When healthy, the 28-year-old southpaw was lights-out for the Mariners. He helped stabilize the front end of the rotation with a 12-5 record in 24 starts and supplemented his efforts with a 2.98 ERA, 2.4 BB/9 and 10.3 SO/9 through 136 innings. Despite taking multiple trips to the disabled list, he built up 4.6 fWAR — the most wins above replacement he’s compiled in any season of his career to date. Had he not been felled by a pectoral injury in mid-August — one that came with a five-week trip to the disabled list — the club might have been been able to make a bigger push for the playoffs.

Of course, even if Paxton manages to stay healthy next season, the Mariners still have the rest of the rotation to worry about. They cycled through 17 starters in 2017 and tied the 2014 Rangers with 40 total pitchers over the course of the season.

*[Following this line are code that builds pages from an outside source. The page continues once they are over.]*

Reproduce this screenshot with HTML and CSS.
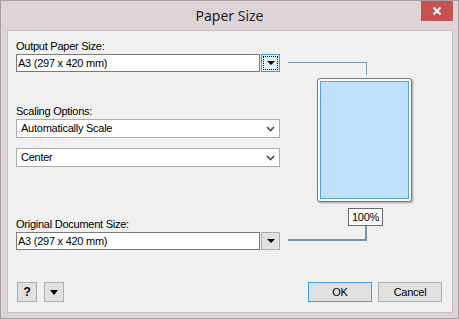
FILE: index.html
```html
<!DOCTYPE html>
<html>
<head>
<meta charset="utf-8">
<link rel="stylesheet" href="styles.css">
</head>
<body>
<div class="window">
  <div class="titlebar">
    <div class="title">Paper Size</div>
    <div class="close"><svg width="10" height="10" viewBox="0 0 10 10"><path d="M1.5 1.5 L8.5 8.5 M8.5 1.5 L1.5 8.5" stroke="#fff" stroke-width="2" fill="none"/></svg></div>
  </div>
  <div class="content">
    <div class="main">
      <div class="left">
        <div class="label">Output Paper Size:</div>
        <div class="fieldrow">
          <div class="field">A3 (297 x 420 mm)</div>
          <div class="dropbtn focus"><svg width="8" height="4" viewBox="0 0 8 4"><polygon points="0,0 8,0 4,4" fill="#000"/></svg></div>
        </div>
        <div class="label gap-scaling">Scaling Options:</div>
        <div class="combo"><span>Automatically Scale</span><svg class="chev" width="9" height="6" viewBox="0 0 9 6"><path d="M1 1 L4.5 4.5 L8 1" stroke="#4a4a4a" stroke-width="1.6" fill="none"/></svg></div>
        <div class="combo second"><span>Center</span><svg class="chev" width="9" height="6" viewBox="0 0 9 6"><path d="M1 1 L4.5 4.5 L8 1" stroke="#4a4a4a" stroke-width="1.6" fill="none"/></svg></div>
        <div class="label gap-original">Original Document Size:</div>
        <div class="fieldrow">
          <div class="field">A3 (297 x 420 mm)</div>
          <div class="dropbtn"><svg width="8" height="4" viewBox="0 0 8 4"><polygon points="0,0 8,0 4,4" fill="#000"/></svg></div>
        </div>
      </div>
      <div class="right">
        <div class="conn-top"></div>
        <div class="paper"><div class="sheet"></div></div>
        <div class="pct">100%</div>
        <div class="conn-bottom"></div>
      </div>
    </div>
    <div class="footer">
      <div class="btn small help">?</div>
      <div class="btn small more"><svg width="8" height="5" viewBox="0 0 8 5"><polygon points="0,0 8,0 4,5" fill="#000"/></svg></div>
      <div class="btn wide ok">OK</div>
      <div class="btn wide cancel">Cancel</div>
    </div>
  </div>
</div>
</body>
</html>
```
FILE: styles.css
```css
* { box-sizing: border-box; }
html, body { margin: 0; padding: 0; }
body {
  width: 459px;
  height: 319px;
  font-family: "Liberation Sans", Arial, sans-serif;
  font-size: 11px;
  letter-spacing: -0.25px;
  color: #000;
  background: #ded4d8;
}
.window {
  width: 459px;
  height: 319px;
  border: 1px solid #a79ea2;
  background: #ded4d8;
  display: flex;
  flex-direction: column;
}
.titlebar {
  height: 29px;
  flex: none;
  display: grid;
  grid-template-columns: 1fr auto 1fr;
  align-items: start;
}
.title {
  grid-column: 2;
  margin-top: 5px;
  font-family: "Noto Sans", sans-serif;
  font-size: 14px;
  line-height: 19px;
  letter-spacing: 0;
  color: #222;
}
.close {
  grid-column: 3;
  justify-self: end;
  width: 32px;
  height: 20px;
  margin-right: 5px;
  background: #c75050;
  display: flex;
  align-items: center;
  justify-content: center;
}
.content {
  flex: 1;
  margin: 0 5px 5px 6px;
  border: 1px solid #cbc2c6;
  background: #f0f0f0;
  padding: 8px 8px 10px 8px;
  display: flex;
  flex-direction: column;
}
.main { display: flex; }
.left { width: 264px; display: flex; flex-direction: column; }
.label { line-height: 15px; height: 15px; color: #000; }
.gap-scaling { margin-top: 32px; }
.gap-original { margin-top: 50px; }
.fieldrow { display: flex; gap: 1px; height: 18px; }
.field {
  width: 244px;
  height: 18px;
  border: 1px solid #7a7a7a;
  background: #fff;
  padding-left: 1px;
  line-height: 16px;
  white-space: nowrap;
}
.dropbtn {
  width: 19px;
  height: 18px;
  border: 1px solid #adadad;
  background: #e1e1e1;
  display: flex;
  align-items: center;
  justify-content: center;
}
.dropbtn.focus {
  border-color: #3399ff;
  background: #e5f1fb;
  outline: 1px dotted #000;
  outline-offset: -3px;
}
.combo {
  width: 264px;
  height: 19px;
  border: 1px solid #acacac;
  background: #fff;
  padding: 0 4px 0 4px;
  line-height: 17px;
  display: flex;
  align-items: center;
  justify-content: space-between;
}
.combo.second { margin-top: 10px; }
.chev { margin-right: 0; margin-top: 1px; }
.right {
  width: 170px;
  display: flex;
  flex-direction: column;
  align-items: flex-start;
}
.conn-top {
  margin-top: 23px;
  margin-left: 8px;
  width: 79px;
  height: 13px;
  border-top: 1px solid #7896b6;
  border-right: 1px solid #7896b6;
}
.paper {
  margin-top: 3px;
  margin-left: 37px;
  width: 95px;
  height: 124px;
  border: 1px solid #7d7d7d;
  border-radius: 3px;
  background: #fafafa;
  box-shadow: 1px 1px 2px rgba(0,0,0,0.35);
  padding: 2px;
}
.sheet {
  width: 89px;
  height: 118px;
  border: 1px solid #5b9fe3;
  background: #bee1fd;
}
.pct {
  margin-top: 6px;
  margin-left: 68px;
  width: 35px;
  height: 18px;
  border: 1px solid #6a6a6a;
  background: #fff;
  text-align: center;
  line-height: 16px;
  font-size: 11px;
}
.conn-bottom {
  margin-left: 8px;
  width: 79px;
  height: 15px;
  border-right: 2px solid #7393b3;
  border-bottom: 2px solid #7393b3;
}
.footer {
  margin-top: auto;
  display: flex;
  align-items: center;
  padding-right: 2px;
}
.btn {
  height: 20px;
  border: 1px solid #adadad;
  background: #e1e1e1;
  display: flex;
  align-items: center;
  justify-content: center;
  line-height: 18px;
}
.btn.small { width: 20px; }
.help { margin-left: 1px; font-weight: bold; font-size: 12px; }
.more { margin-left: 7px; width: 19px; }
.btn.wide { width: 64px; }
.ok { margin-left: auto; border-color: #3c9cf0; }
.cancel { margin-left: 6px; }
```
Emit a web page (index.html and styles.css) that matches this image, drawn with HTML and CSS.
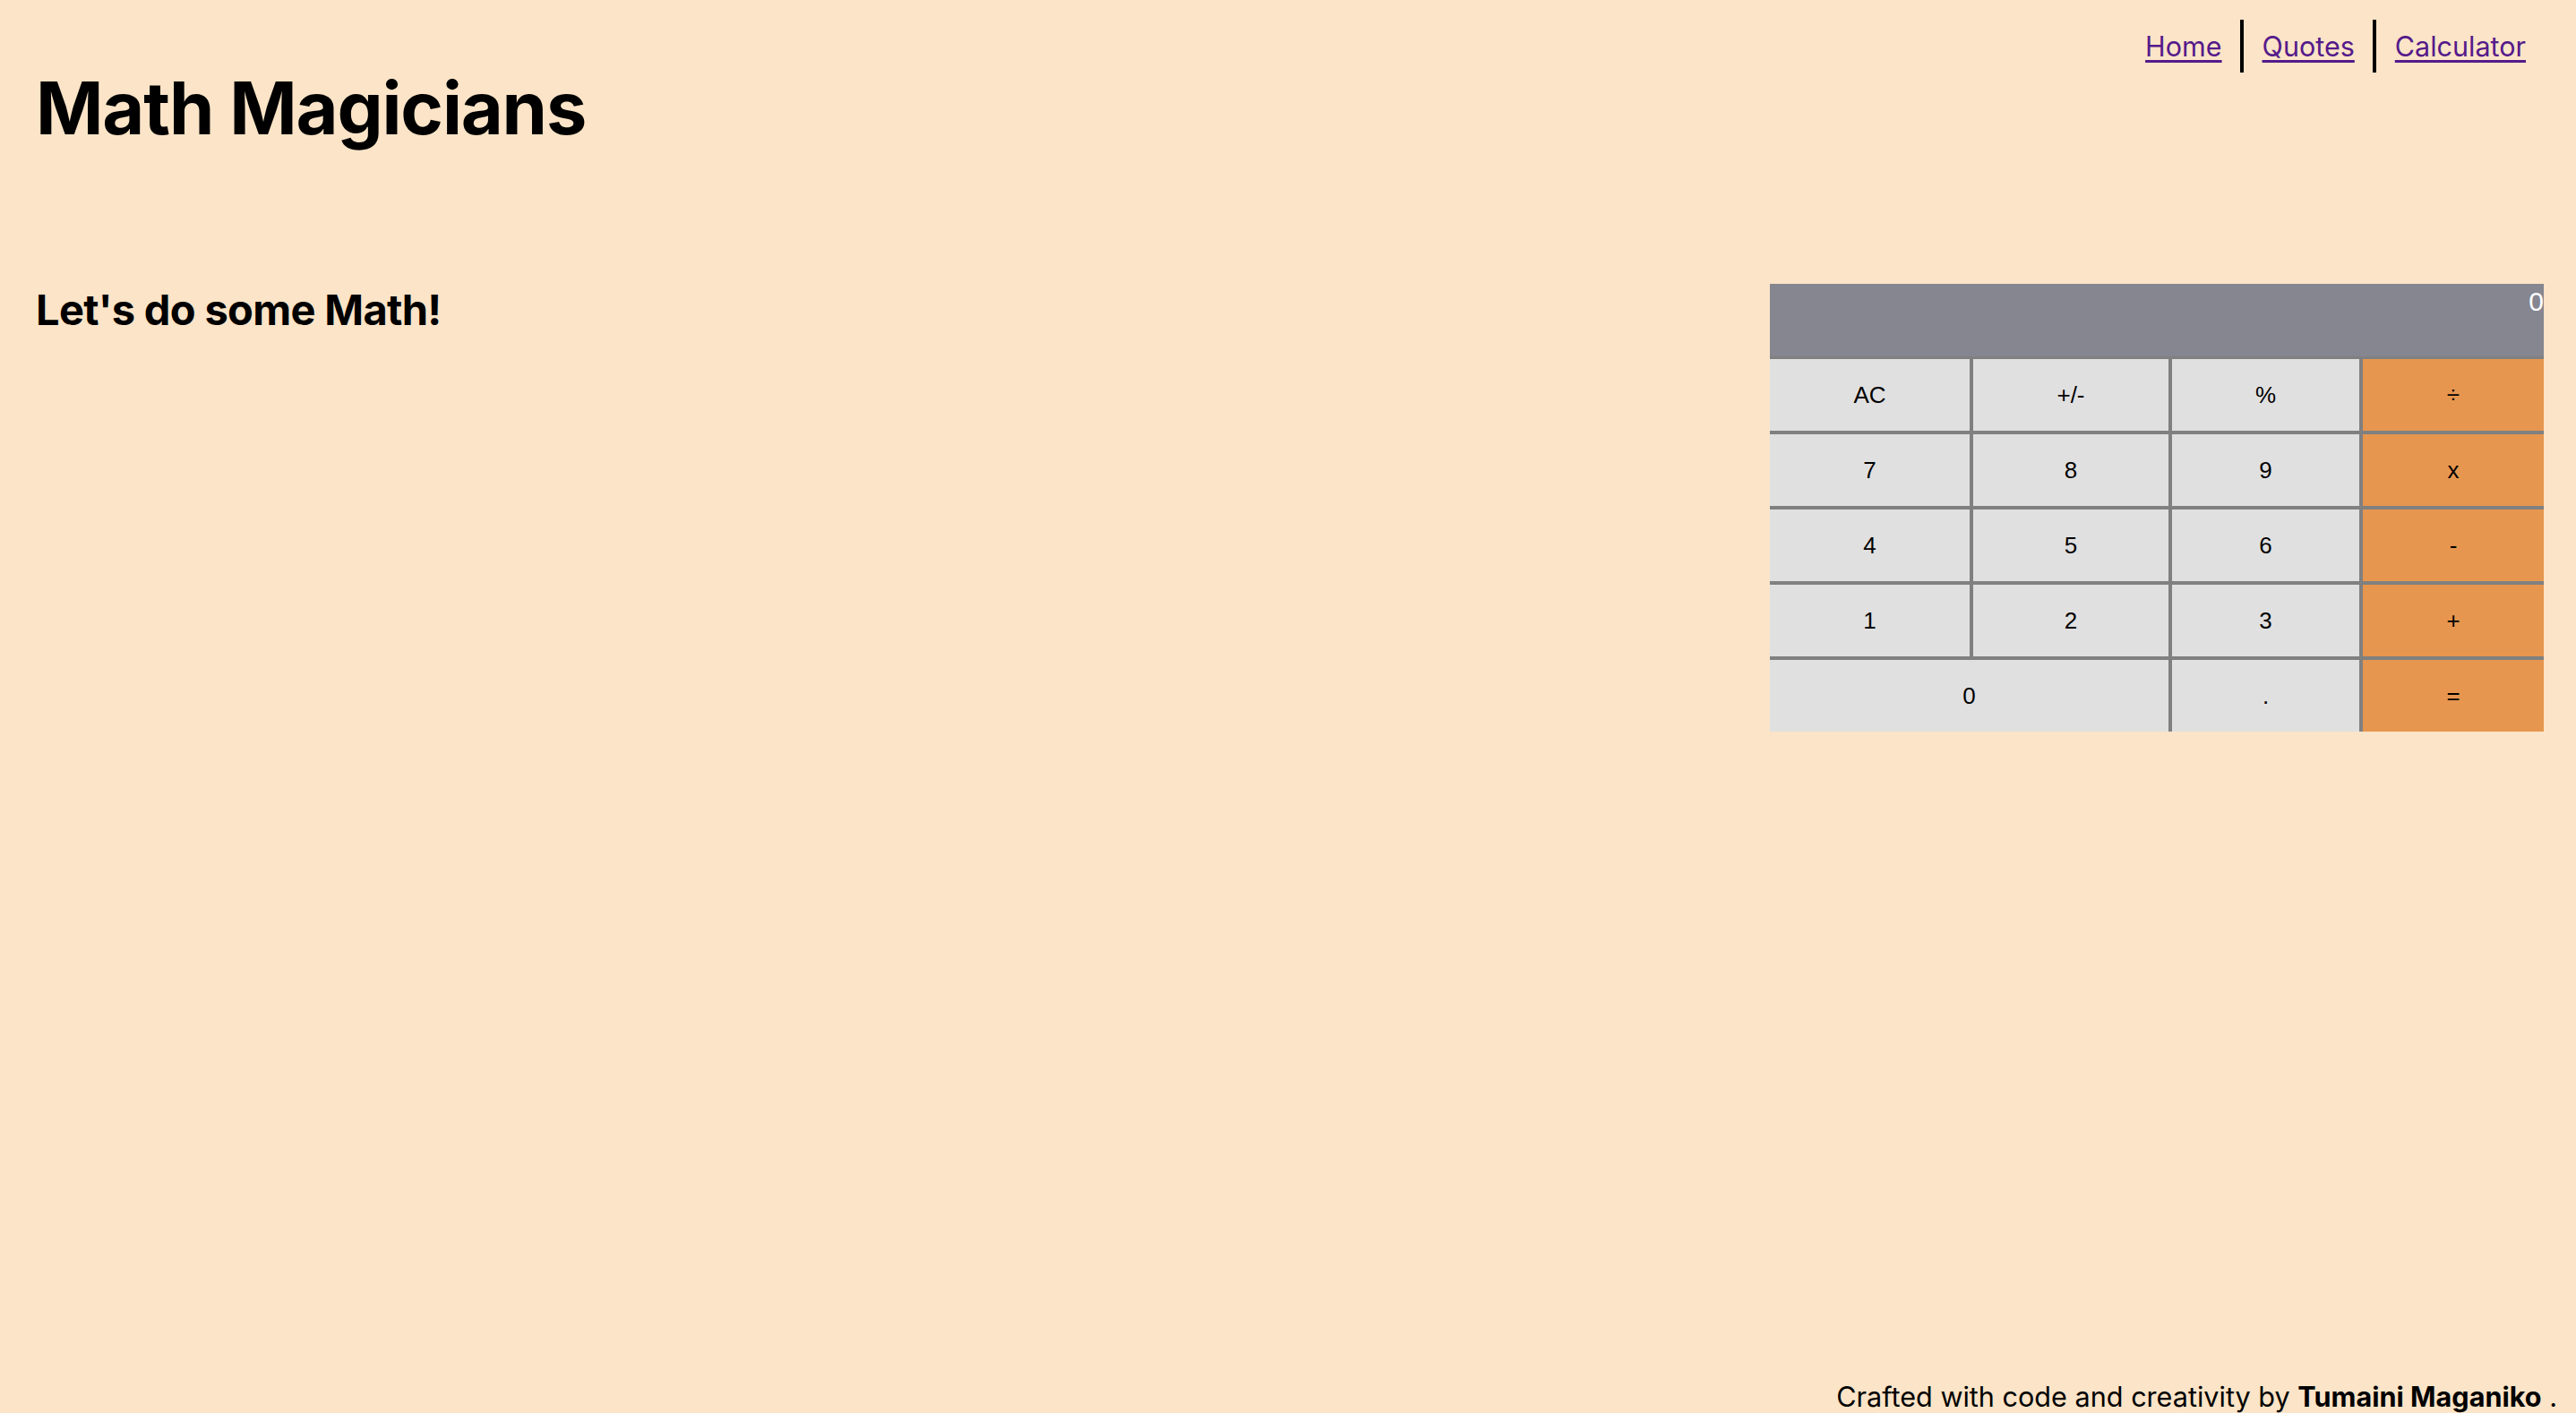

Per GM Jerry Dipoto, their top four starters (Paxton, Hernandez, Iwakuma, and Tommy John candidate Drew Smyly) only contributed 17% of total innings pitched, just a tad below the 40% average. Finding adequate big league arms and compensating for injured aces (both current and former) will be tough. Still, getting a healthy, dominant Paxton back on the mound for 30+ starts would be a huge get for the team — whether or not the postseason is in their future next year.